We examined the financial statements of Bayer AG, the proposal for distribution of the profit, the consolidated financial statements of the Bayer Group and the combined management report. We found no objections, thus we concur with the result of the audit. We have approved the financial statements of Bayer AG and the consolidated financial statements of the Bayer Group prepared by the Board of Management. The financial statements of Bayer AG are thus confirmed. We are in agreement with the combined management report and, in particular, with the assessment of the future development of the enterprise. We also concur with the dividend policy and the decisions concerning earnings retention by the company.
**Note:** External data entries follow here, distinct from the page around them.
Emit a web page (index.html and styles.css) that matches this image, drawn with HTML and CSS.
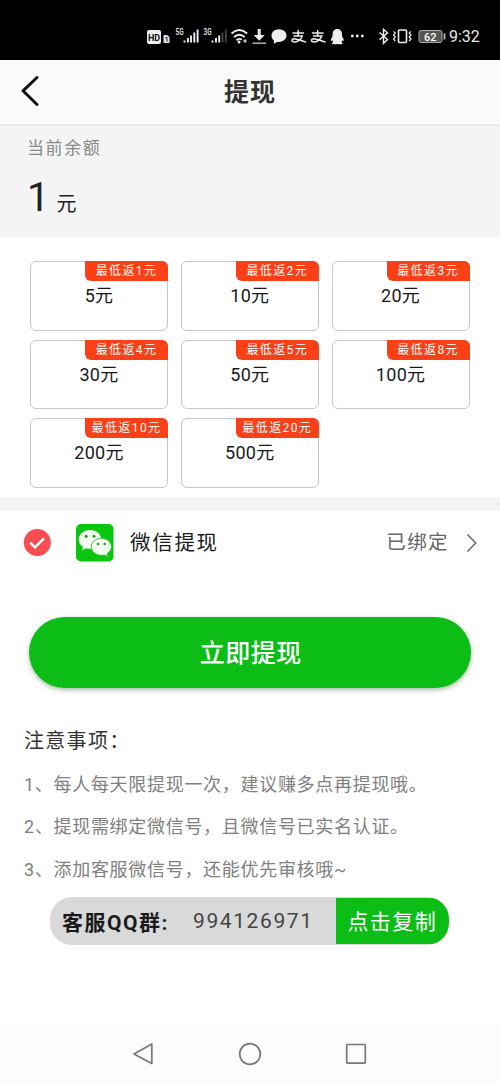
FILE: index.html
```html
<!DOCTYPE html>
<html lang="zh-CN">
<head>
<meta charset="utf-8">
<meta name="viewport" content="width=device-width, initial-scale=1">
<title>提现</title>
<link rel="stylesheet" href="styles.css">
</head>
<body>
<div class="status">
  <svg class="status-left" width="222" height="32" viewBox="145 20 222 32">
    <rect x="147" y="30" width="14" height="14" rx="2" fill="#eee"/>
    <text x="154" y="40.5" class="hd">HD</text>
    <path d="M163.500 35h3.500l2.500 2v6h-6z" fill="#ddd"/>
    <path d="M165.500 37.500h1.500v4" fill="none" stroke="#222"/>
    <text x="175.500" y="35" class="net" textLength="8" lengthAdjust="spacingAndGlyphs">5G</text>
    <path d="M184.500 42.500v-2M188 42.500v-4.500M191 42.500v-7M194.300 42.500v-10M197.600 42.500v-13" stroke="#eee" stroke-width="1.900"/>
    <text x="203.500" y="35" class="net" textLength="8" lengthAdjust="spacingAndGlyphs">3G</text>
    <path d="M212.500 42.500v-2M216 42.500v-4.500M219.200 42.500v-7" stroke="#eee" stroke-width="1.900"/>
    <path d="M222.500 42.500v-10M225.800 42.500v-13" stroke="#444" stroke-width="1.900"/>
    <g fill="none" stroke="#eee" stroke-width="1.900">
      <path d="M231.500 33.500q7.800-6.800 15.600 0M234 37q5.300-4.700 10.600 0M236.500 40.200q2.800-2.400 5.300-.5"/>
    </g>
    <circle cx="239" cy="42" r="1.500" fill="#eee"/><circle cx="245" cy="41" r="1.700" fill="#bbb"/>
    <path d="M257.700 29h3v6h4l-5.500 5.700-5.500-5.700h4z" fill="#eee"/>
    <path d="M252.500 43.200h13.500" stroke="#bbb" stroke-width="1.400"/>
    <path d="M279 29.300c4.300 0 7.500 2.800 7.500 6.300s-3.200 6.300-7.500 6.300l-2 .2-3.300 1.600.3-3c-1.600-1.300-2.500-3-2.500-5.100 0-3.500 3.200-6.300 7.500-6.300z" fill="#eee"/>
    <g id="pay" fill="none" stroke="#eee" stroke-width="1.500" stroke-linecap="round">
      <path d="M293 33h10.500M298.200 30.500v5.500M294 36h8.300c-1 3-4.300 6-7.500 6-3.500 0-3.800-3.200-.6-3.300 3.500 0 6.800 2.200 11.300 3.200"/>
    </g>
    <use href="#pay" x="19.500"/>
    <path d="M337.300 29c3 0 4.700 2.200 4.700 5.100v2l1.700 3.400c.4 1.400-.5 2-1.300.7l-.9 2 1.400 1.200c0 1-4 .9-5.600.5-1.600.4-5.600.5-5.600-.5l1.400-1.200-.9-2c-.8 1.300-1.700.7-1.300-.7l1.700-3.400v-2c0-2.900 1.700-5.100 4.700-5.100z" fill="#eee"/>
    <g fill="#eee"><circle cx="352.300" cy="36" r="1.400"/><circle cx="357.300" cy="36" r="1.400"/><circle cx="362.300" cy="36" r="1.400"/></g>
  </svg>
  <svg class="status-right" width="72" height="32" viewBox="376 20 72 32">
    <path d="M379.500 32.500l8 7-4 3.800V29.300l4 3.600-8 6.800" fill="none" stroke="#eee" stroke-width="1.400"/>
    <rect x="398.500" y="30" width="8" height="12.500" rx="1" fill="none" stroke="#eee" stroke-width="1.600"/>
    <path d="M393.500 31.500l1.800 1.500-1.800 2 1.800 2-1.800 2 1.800 2M411 31.500l-1.800 1.500 1.800 2-1.800 2 1.800 2-1.800 2" fill="none" stroke="#eee" stroke-width="1.200"/>
    <rect x="419" y="30.500" width="23" height="12" rx="2" fill="#555" stroke="#aaa"/>
    <path d="M444.500 33.500v6" stroke="#bbb" stroke-width="1.800"/>
    <text x="430.300" y="40.500" class="battery">62</text>
  </svg>
  <span class="time">9:32</span>
</div>

<header class="header">
  <svg class="back" width="20" height="32" viewBox="0 0 20 32"><path d="M17 2.500L3 15.800 17 29.500" fill="none" stroke="#111" stroke-width="3" stroke-linecap="round" stroke-linejoin="round"/></svg>
  <h1 class="title">提现</h1>
</header>

<section class="balance">
  <div class="balance-label">当前余额</div>
  <div class="balance-value"><span class="num">1</span><span class="unit">元</span></div>
</section>

<section class="grid">
  <div class="card"><span class="badge">最低返1元</span><span class="amount">5元</span></div>
  <div class="card"><span class="badge">最低返2元</span><span class="amount">10元</span></div>
  <div class="card"><span class="badge">最低返3元</span><span class="amount">20元</span></div>
  <div class="card"><span class="badge">最低返4元</span><span class="amount">30元</span></div>
  <div class="card"><span class="badge">最低返5元</span><span class="amount">50元</span></div>
  <div class="card"><span class="badge">最低返8元</span><span class="amount">100元</span></div>
  <div class="card"><span class="badge">最低返10元</span><span class="amount">200元</span></div>
  <div class="card"><span class="badge">最低返20元</span><span class="amount">500元</span></div>
</section>

<section class="method">
  <svg width="28" height="28" viewBox="0 0 28 28"><circle cx="14.300" cy="13.500" r="13.500" fill="#f94d54"/><path d="M7.300 13.700l4.700 4.600 9-9" fill="none" stroke="#fff" stroke-width="2.500"/></svg>
  <svg class="wechat" width="38" height="38" viewBox="0 0 38 38">
    <rect width="37.500" height="37.500" rx="5" fill="#09c60f"/>
    <path d="M14 6C7.700 6 2.800 10.100 2.800 15.400c0 3 1.600 5.600 4.200 7.400l-1.200 3.700 4.400-2.300c1.200.4 2.500.6 3.800.6 6.300 0 11.300-4.100 11.300-9.400S20.300 6 14 6z" fill="#f2fff1"/>
    <path d="M25.400 14.300c-5.700 0-10.200 3.700-10.200 8.500s4.500 8.500 10.200 8.500c1.100 0 2.200-.1 3.200-.4l3.400 1.900-.9-3.200c2.600-1.600 4.300-4 4.300-6.800 0-4.800-4.400-8.500-10-8.500z" fill="#f2fff1" stroke="#39b838" stroke-width=".9"/>
    <g fill="#269c24"><circle cx="10.200" cy="12.300" r="1.500"/><circle cx="18" cy="12.300" r="1.500"/><circle cx="22" cy="20" r="1.300"/><circle cx="28.700" cy="20" r="1.300"/></g>
  </svg>
  <span class="method-name">微信提现</span>
  <span class="method-state">已绑定</span>
  <svg class="chevron" width="12" height="20" viewBox="0 0 12 20"><path d="M1.500 1.500l8.300 8.500-8.300 8.500" fill="none" stroke="#666" stroke-width="1.500"/></svg>
</section>

<button class="submit">立即提现</button>

<section class="notes">
  <h2 class="notes-title">注意事项：</h2>
  <p class="note">1、每人每天限提现一次，建议赚多点再提现哦。</p>
  <p class="note">2、提现需绑定微信号，且微信号已实名认证。</p>
  <p class="note">3、添加客服微信号，还能优先审核哦~</p>
</section>

<div class="qq">
  <span class="qq-label">客服QQ群:</span>
  <span class="qq-num">994126971</span>
  <button class="copy">点击复制</button>
</div>

<nav class="nav">
  <svg width="24" height="24" viewBox="0 0 24 24"><path d="M19.800 2v19.500L2 12z"/></svg>
  <svg width="24" height="24" viewBox="0 0 24 24"><circle cx="12" cy="12" r="10.300"/></svg>
  <svg width="24" height="24" viewBox="0 0 24 24"><rect x="2.700" y="2.500" width="18.600" height="18.600" rx=".8"/></svg>
</nav>
</body>
</html>
```

FILE: styles.css
```css
* { box-sizing: border-box; }
body {
  margin: 0;
  width: 500px;
  height: 1083px;
  display: flex;
  flex-direction: column;
  background: #fff;
  color: #1a1a1a;
  font-family: Roboto, "Noto Sans CJK SC", sans-serif;
}
svg { display: block; flex: none; }
h1, h2, p { margin: 0; font-weight: 400; }
button { border: 0; padding: 0; font-family: inherit; color: #fff; background: #0bbd15; }

.status { height: 60px; flex: none; background: #000; display: flex; align-items: flex-start; padding: 20px 0 0 145px; }
.status-right { margin-left: 9px; }
.status text { font-family: Roboto, sans-serif; }
.hd { font-size: 9px; font-weight: 700; fill: #111; text-anchor: middle; }
.net { font-size: 9px; font-weight: 500; fill: #eee; }
.battery { font-size: 11px; font-weight: 500; fill: #fff; text-anchor: middle; }
.time { margin-left: 1px; font-size: 16px; line-height: 34px; color: #e8e8e8; }

.header { height: 66px; flex: none; background: #fafafa; border-bottom: 2px solid #e9e9e9; display: flex; align-items: center; padding: 0 20px; }
.back { margin-top: -3px; }
.title { flex: 1; margin-right: 20px; padding-top: 2px; text-align: center; font-size: 25px; line-height: 64px; font-weight: 700; letter-spacing: 1px; color: #333; }

.balance { height: 111px; flex: none; background: #f4f4f4; padding: 10px 27px 0; }
.balance-label { font-size: 17px; line-height: 25px; letter-spacing: 1.600px; color: #888; }
.balance-value { display: flex; align-items: baseline; gap: 7px; margin-top: 12px; line-height: 50px; color: #222; }
.num { font-size: 40px; }
.unit { font-size: 20px; }

.grid { height: 260px; flex: none; padding: 24px 30px 0; display: grid; grid-template-columns: repeat(3, 138px); grid-auto-rows: 69.500px; column-gap: 12.800px; row-gap: 9.200px; align-content: start; }
.card { position: relative; border: 1.500px solid #c8c8c8; border-radius: 6px; text-align: center; padding-top: 21px; }
.badge { position: absolute; top: -1px; right: -1px; width: 83px; height: 20px; border-radius: 0 6px 0 6px; background: #fb4017; color: #fff; font-size: 12px; line-height: 21px; letter-spacing: 1.400px; white-space: nowrap; }
.amount { display: block; font-size: 18px; line-height: 26px; letter-spacing: .3px; }

.method { height: 77px; flex: none; border-top: 14px solid #f3f3f3; display: flex; align-items: center; padding: 0 22px 0 23px; }
.wechat { margin-left: 25px; }
.method-name { margin-left: 16px; font-size: 20.500px; letter-spacing: 1.700px; line-height: 30px; }
.method-state { margin-left: auto; padding-top: 1px; font-size: 19.500px; letter-spacing: 1.400px; line-height: 30px; color: #666; }
.chevron { margin-left: 17px; }

.submit { width: 441.500px; height: 70.500px; flex: none; margin: 43px 0 0 29px; padding: 4px 0 0 2px; border-radius: 36px; box-shadow: 0 2px 5px rgba(0, 60, 0, .35); font-size: 25px; font-weight: 500; letter-spacing: .5px; line-height: 66px; }

.notes { padding: 37px 24px 0; }
.notes-title { font-size: 20px; line-height: 32px; letter-spacing: 1.300px; color: #333; }
.note { font-size: 18px; line-height: 42.600px; letter-spacing: .7px; color: #808080; white-space: nowrap; }
.notes-title + .note { margin-top: 7px; }

.qq { width: 398.500px; height: 48px; flex: none; margin: 5.700px 0 0 50px; border-radius: 22px; overflow: hidden; background: #d9d9d9; display: flex; align-items: center; padding-left: 12px; }
.qq-label { width: 131px; font-size: 21px; font-weight: 700; letter-spacing: 1.500px; white-space: nowrap; }
.qq-num { width: 143px; font-size: 21px; letter-spacing: 1.600px; color: #444; }
.copy { width: 112.500px; height: 46px; padding: 0 0 2px; font-size: 21px; letter-spacing: 1.400px; border-radius: 0 18px 18px 0; }

.nav { height: 59px; flex: none; margin-top: auto; background: #fcfcfc; display: flex; align-items: center; justify-content: center; gap: 82px; }
.nav svg { fill: none; stroke: #777; stroke-width: 1.700; stroke-linejoin: round; }
```
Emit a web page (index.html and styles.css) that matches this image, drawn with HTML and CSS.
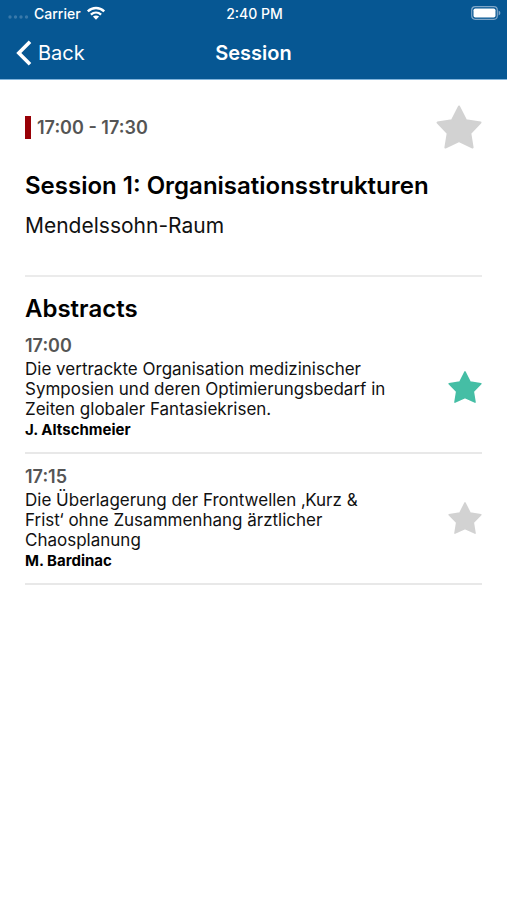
FILE: index.html
```html
<!DOCTYPE html>
<html lang="de">
<head>
<meta charset="utf-8">
<meta name="viewport" content="width=device-width, initial-scale=1">
<title>Session</title>
<link rel="stylesheet" href="styles.css">
</head>
<body>
<svg class="defs" aria-hidden="true">
  <symbol id="star" viewBox="0 0 46 44">
    <path d="M23 1.500L30 15.300L44.500 17.600L34.300 28.200L36.600 42.500L23 36.200L9.400 42.500L11.700 28.200L1.500 17.600L16 15.300Z" fill="currentColor" stroke="currentColor" stroke-width="2" stroke-linejoin="round"/>
  </symbol>
</svg>
<header class="topbar">
  <div class="status">
    <div class="carrier">
      <svg class="signal" width="21" height="6" viewBox="0 0 21 6" aria-hidden="true"><circle cx="2" cy="3" r="1.700"/><circle cx="7.500" cy="3" r="1.700"/><circle cx="13" cy="3" r="1.700"/><circle cx="18.500" cy="3" r="1.700"/></svg>
      <span>Carrier</span>
      <svg class="wifi" width="20" height="15" viewBox="0 0 20 15" aria-hidden="true"><path d="M1.800 5.300C6.500.900 13.500.900 18.200 5.300M4.900 8.600C7.900 5.900 12.100 5.900 15.100 8.600" fill="none" stroke="#fff" stroke-width="2.400"/><path d="M6.900 10.600Q10 8.200 13.100 10.600L10 13.800Z" fill="#fff"/></svg>
    </div>
    <span class="clock">2:40 PM</span>
    <svg class="battery" width="30" height="14" viewBox="0 0 30 14" aria-hidden="true"><rect x=".7" y=".7" width="25.600" height="12.600" rx="3.500" fill="none" stroke="#7fa6c8" stroke-width="1.200"/><rect x="2.500" y="2.500" width="22" height="9" rx="1.800" fill="#fff"/><path d="M27.600 4.500Q29.400 5.300 29.400 7T27.600 9.500Z" fill="#7fa6c8"/></svg>
  </div>
  <nav class="nav">
    <a class="back" href="#"><svg width="16" height="26" viewBox="0 0 16 26" aria-hidden="true"><path d="M14 1.700L2.800 13L14 24.300" fill="none" stroke="#fff" stroke-width="3.600"/></svg><span>Back</span></a>
    <h1 class="nav-title">Session</h1>
  </nav>
</header>
<main class="content">
  <section class="session">
    <div class="session-top">
      <time class="slot">17:00 - 17:30</time>
      <button class="fav fav-large" type="button" aria-label="Session merken"><svg><use href="#star"/></svg></button>
    </div>
    <h2 class="heading">Session 1: Organisationsstrukturen</h2>
    <p class="room">Mendelssohn-Raum</p>
  </section>
  <section class="abstracts">
    <h2 class="heading">Abstracts</h2>
    <article class="abstract">
      <div class="details">
        <time class="time">17:00</time>
        <h3 class="topic">Die vertrackte Organisation medizinischer Symposien und deren Optimierungsbedarf in Zeiten globaler Fantasiekrisen.</h3>
        <p class="author">J. Altschmeier</p>
      </div>
      <button class="fav active" type="button" aria-label="Abstract merken" aria-pressed="true"><svg><use href="#star"/></svg></button>
    </article>
    <article class="abstract">
      <div class="details">
        <time class="time">17:15</time>
        <h3 class="topic">Die Überlagerung der Frontwellen ‚Kurz &amp; Frist‘ ohne Zusammenhang ärztlicher Chaosplanung</h3>
        <p class="author">M. Bardinac</p>
      </div>
      <button class="fav" type="button" aria-label="Abstract merken" aria-pressed="false"><svg><use href="#star"/></svg></button>
    </article>
  </section>
</main>
</body>
</html>
```

FILE: styles.css
```css
* { box-sizing: border-box; }
body {
  margin: 0;
  background: #fff;
  color: #111;
  font-family: Inter, "Liberation Sans", sans-serif;
}
h1, h2, h3, p { margin: 0; }
svg { display: block; }
.defs { display: none; }

.topbar {
  background: #065793;
  color: #fff;
  border-bottom: 1px solid #82b5dc;
}
.status {
  display: grid;
  grid-template-columns: 1fr auto 1fr;
  align-items: center;
  height: 26px;
  padding: 0 6px 0 8px;
  font-size: 14px;
  font-weight: 500;
}
.carrier { display: flex; align-items: center; gap: 5px; }
.signal { fill: #3979aa; margin-top: 8px; }
.battery { justify-self: end; }
.nav {
  display: grid;
  grid-template-columns: 1fr auto 1fr;
  align-items: center;
  height: 53px;
  padding: 0 16px;
}
.back {
  display: flex;
  align-items: center;
  gap: 6px;
  color: #fff;
  font-size: 20px;
  text-decoration: none;
}
.nav-title { font-size: 20px; font-weight: 600; }

.content { padding: 24px 25px; }
.session {
  padding-bottom: 35px;
  border-bottom: 2px solid #ebebeb;
}
.session-top {
  display: flex;
  align-items: center;
  justify-content: space-between;
  margin-bottom: 22px;
}
.slot {
  padding-left: 6px;
  border-left: 6px solid #980006;
  color: #555;
  font-size: 18px;
  font-weight: 600;
  line-height: 23px;
}
.heading {
  color: #000;
  font-size: 24px;
  font-weight: 600;
  line-height: 28px;
}
.room {
  margin-top: 12px;
  font-size: 21px;
  line-height: 28px;
}
.abstracts { padding-top: 18px; }
.abstract {
  display: flex;
  align-items: center;
  justify-content: space-between;
  padding: 10px 0 11px;
  border-bottom: 2px solid #e8e8e8;
}
.details { flex: 0 1 364px; }
.time {
  display: block;
  color: #555;
  font-size: 18px;
  font-weight: 600;
  line-height: 26px;
}
.topic {
  font-size: 17px;
  font-weight: 400;
  line-height: 20px;
}
.author {
  color: #000;
  font-size: 15px;
  font-weight: 700;
  line-height: 22px;
}
.fav {
  flex: none;
  width: 34px;
  padding: 0;
  border: 0;
  background: none;
  color: #d2d2d2;
  cursor: pointer;
}
.fav svg { width: 100%; height: 34px; }
.fav-large { width: 46px; }
.fav-large svg { height: 46px; }
.active { color: #45bea5; }
```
We assent to the proposal for distribution of the profit, which provides for payment of a dividend of 1.50 per share.
The Supervisory Board would like to thank the Board of Management and all employees for their dedication and hard work in 2010.
Leverkusen, February 24, 2011
For the Supervisory Board:
Dr. Manfred Schneider
Chairman
* The description of the responsibilities and membership of the committees, which forms part of the Report of the Supervisory Board, can be found in the Corporate Governance Report and therefore is not reproduced here.